INFORMATION SHOWN ▸

========================================

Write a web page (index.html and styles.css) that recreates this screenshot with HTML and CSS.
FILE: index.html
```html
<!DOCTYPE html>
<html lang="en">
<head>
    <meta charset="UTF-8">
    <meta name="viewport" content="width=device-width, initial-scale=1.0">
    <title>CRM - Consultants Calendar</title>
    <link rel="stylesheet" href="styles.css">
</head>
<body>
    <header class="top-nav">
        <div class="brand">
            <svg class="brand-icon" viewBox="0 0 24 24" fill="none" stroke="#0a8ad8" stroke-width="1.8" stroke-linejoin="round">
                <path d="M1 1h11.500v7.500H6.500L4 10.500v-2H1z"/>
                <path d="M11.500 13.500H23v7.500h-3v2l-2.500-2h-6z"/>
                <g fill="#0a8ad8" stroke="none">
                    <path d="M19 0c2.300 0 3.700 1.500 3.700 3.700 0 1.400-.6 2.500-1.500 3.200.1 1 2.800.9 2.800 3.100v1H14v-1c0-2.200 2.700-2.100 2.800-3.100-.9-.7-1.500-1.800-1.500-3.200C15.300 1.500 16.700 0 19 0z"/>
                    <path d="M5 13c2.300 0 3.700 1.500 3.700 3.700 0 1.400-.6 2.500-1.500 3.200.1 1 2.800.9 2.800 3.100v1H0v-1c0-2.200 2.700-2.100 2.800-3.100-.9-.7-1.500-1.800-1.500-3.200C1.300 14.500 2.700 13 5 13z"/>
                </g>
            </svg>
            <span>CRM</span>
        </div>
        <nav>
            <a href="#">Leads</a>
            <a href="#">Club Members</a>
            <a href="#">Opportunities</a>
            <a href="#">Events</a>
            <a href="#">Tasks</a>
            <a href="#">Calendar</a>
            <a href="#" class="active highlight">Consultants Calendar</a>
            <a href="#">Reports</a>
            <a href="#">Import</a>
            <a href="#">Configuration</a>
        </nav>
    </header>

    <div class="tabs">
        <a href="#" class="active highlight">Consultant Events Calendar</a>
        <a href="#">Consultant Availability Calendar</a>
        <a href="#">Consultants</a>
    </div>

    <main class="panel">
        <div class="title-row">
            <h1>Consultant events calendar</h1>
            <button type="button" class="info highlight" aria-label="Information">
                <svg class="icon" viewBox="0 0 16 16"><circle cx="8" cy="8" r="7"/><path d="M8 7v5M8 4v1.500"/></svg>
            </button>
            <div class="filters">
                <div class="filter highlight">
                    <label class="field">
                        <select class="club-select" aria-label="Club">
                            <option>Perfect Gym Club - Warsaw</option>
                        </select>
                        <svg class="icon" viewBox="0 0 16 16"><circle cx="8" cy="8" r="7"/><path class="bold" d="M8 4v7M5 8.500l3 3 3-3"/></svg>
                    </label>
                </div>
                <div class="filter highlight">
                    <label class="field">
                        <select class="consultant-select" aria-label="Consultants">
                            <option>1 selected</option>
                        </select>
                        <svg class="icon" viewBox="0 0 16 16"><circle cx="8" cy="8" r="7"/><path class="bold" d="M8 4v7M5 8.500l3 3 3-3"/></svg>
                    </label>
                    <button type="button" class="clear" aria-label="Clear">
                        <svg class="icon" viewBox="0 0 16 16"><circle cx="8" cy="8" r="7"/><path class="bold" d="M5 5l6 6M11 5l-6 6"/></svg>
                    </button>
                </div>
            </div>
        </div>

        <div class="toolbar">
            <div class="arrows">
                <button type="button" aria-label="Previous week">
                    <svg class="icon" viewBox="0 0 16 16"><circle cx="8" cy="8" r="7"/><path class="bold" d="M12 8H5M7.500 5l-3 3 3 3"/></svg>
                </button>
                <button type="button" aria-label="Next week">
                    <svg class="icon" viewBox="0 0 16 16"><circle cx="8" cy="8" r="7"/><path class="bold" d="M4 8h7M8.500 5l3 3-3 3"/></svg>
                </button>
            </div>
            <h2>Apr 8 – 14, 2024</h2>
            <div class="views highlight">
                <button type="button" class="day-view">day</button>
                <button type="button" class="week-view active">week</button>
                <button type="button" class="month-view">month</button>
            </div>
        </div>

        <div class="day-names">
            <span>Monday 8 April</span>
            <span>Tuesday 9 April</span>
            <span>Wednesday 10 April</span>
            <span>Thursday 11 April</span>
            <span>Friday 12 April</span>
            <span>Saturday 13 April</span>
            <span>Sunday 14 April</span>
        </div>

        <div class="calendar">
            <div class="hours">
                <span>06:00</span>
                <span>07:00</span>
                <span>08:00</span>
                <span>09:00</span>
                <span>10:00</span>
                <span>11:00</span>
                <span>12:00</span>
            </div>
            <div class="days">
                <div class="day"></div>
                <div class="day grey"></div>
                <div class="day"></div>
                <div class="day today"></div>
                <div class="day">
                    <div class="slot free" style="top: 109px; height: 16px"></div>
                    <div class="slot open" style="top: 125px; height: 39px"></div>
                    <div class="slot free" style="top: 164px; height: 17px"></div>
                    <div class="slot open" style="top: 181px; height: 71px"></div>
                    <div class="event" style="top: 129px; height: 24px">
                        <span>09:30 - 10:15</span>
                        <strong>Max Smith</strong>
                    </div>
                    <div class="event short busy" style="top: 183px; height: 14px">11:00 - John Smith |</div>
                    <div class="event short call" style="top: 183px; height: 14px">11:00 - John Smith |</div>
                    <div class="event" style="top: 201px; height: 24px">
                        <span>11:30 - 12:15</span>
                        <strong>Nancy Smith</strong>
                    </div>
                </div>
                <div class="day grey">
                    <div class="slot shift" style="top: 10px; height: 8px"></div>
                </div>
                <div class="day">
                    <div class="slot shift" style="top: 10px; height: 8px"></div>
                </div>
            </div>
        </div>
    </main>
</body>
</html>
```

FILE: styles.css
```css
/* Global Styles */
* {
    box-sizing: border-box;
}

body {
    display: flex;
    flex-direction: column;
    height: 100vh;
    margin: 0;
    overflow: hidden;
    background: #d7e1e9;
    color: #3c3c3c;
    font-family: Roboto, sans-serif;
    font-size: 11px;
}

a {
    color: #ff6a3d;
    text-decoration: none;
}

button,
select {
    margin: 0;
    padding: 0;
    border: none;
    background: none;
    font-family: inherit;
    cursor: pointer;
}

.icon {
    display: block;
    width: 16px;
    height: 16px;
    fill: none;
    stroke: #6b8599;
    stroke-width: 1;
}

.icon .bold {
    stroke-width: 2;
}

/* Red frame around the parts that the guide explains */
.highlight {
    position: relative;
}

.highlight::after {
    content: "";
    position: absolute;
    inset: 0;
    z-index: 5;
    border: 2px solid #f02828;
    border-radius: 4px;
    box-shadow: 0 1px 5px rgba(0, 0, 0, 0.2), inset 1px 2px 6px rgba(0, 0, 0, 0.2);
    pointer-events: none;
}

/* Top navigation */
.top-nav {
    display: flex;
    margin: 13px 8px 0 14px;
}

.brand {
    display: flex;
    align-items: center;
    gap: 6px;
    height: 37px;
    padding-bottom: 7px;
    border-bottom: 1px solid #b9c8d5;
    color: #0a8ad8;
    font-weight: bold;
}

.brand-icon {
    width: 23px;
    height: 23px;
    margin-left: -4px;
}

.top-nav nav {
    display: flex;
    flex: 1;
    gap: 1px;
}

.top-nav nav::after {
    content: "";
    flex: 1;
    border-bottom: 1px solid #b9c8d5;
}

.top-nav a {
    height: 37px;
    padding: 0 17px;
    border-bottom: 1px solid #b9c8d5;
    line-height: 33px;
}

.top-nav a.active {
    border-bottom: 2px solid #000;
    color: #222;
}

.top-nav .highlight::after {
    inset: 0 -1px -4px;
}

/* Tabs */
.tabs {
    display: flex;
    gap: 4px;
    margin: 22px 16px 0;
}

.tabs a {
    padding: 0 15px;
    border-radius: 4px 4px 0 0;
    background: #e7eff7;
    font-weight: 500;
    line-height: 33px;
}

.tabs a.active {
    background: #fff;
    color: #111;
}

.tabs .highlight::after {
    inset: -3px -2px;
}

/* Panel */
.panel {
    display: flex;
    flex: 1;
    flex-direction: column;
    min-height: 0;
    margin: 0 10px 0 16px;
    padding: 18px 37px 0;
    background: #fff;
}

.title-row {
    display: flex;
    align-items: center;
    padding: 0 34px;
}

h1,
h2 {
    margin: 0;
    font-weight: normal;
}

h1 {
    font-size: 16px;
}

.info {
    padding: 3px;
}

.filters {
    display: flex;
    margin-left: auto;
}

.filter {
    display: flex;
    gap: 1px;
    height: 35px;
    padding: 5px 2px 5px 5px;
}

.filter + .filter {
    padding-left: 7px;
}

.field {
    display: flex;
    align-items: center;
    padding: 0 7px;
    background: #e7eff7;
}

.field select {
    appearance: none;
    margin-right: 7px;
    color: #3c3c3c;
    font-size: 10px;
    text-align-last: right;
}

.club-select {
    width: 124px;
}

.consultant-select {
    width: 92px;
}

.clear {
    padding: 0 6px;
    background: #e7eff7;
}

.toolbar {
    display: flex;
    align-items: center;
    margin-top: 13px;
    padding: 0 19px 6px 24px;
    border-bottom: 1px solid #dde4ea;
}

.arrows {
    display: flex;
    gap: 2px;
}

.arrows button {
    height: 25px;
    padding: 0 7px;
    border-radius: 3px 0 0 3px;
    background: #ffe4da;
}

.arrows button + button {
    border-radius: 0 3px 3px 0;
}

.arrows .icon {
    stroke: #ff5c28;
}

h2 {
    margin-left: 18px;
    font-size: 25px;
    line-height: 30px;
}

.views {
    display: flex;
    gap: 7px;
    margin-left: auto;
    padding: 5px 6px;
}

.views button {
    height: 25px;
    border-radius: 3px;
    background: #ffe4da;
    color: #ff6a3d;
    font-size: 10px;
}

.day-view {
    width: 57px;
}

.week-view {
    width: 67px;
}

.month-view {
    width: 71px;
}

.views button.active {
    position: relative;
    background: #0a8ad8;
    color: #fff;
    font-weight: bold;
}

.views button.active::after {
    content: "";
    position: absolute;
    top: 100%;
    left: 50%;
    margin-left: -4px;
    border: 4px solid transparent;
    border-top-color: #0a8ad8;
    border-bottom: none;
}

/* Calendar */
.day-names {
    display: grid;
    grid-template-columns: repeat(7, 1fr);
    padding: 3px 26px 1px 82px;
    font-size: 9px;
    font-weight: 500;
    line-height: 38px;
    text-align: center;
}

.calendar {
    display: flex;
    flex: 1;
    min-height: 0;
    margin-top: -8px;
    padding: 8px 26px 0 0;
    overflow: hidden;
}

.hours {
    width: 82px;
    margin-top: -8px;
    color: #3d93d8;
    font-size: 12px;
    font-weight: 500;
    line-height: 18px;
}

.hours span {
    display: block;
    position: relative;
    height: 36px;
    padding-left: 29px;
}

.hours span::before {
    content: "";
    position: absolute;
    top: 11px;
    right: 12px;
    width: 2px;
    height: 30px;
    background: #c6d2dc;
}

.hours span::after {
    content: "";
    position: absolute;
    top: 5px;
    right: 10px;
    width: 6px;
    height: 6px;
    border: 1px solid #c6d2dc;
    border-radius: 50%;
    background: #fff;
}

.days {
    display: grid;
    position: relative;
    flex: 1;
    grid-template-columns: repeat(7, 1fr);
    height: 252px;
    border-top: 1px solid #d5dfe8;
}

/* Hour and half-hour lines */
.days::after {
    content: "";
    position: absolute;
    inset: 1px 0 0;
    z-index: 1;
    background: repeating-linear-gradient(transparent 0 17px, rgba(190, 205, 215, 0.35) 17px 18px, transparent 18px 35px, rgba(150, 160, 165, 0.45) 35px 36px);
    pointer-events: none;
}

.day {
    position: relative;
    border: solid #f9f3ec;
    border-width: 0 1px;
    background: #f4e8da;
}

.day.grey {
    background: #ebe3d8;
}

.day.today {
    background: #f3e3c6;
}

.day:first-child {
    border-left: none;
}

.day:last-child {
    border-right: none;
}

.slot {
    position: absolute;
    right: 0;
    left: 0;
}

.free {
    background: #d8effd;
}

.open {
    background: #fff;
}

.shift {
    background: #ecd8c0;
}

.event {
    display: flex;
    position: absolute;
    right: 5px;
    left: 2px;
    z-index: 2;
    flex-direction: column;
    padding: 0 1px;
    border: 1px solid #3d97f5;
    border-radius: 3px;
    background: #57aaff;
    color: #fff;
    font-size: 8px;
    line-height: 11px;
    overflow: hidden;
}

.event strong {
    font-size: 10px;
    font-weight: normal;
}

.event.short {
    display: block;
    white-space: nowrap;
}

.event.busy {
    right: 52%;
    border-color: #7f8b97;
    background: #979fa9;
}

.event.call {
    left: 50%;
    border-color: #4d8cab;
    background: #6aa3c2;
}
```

========================================

PROBLEM REQUIREMENTS ▸ Pick out all the lines with the word "that" in them and copy them.

PROBLEM SOLUTION ▸
Write a web page (index.html and styles.css) that recreates this screenshot with HTML and CSS.
/* Red frame around the parts that the guide explains */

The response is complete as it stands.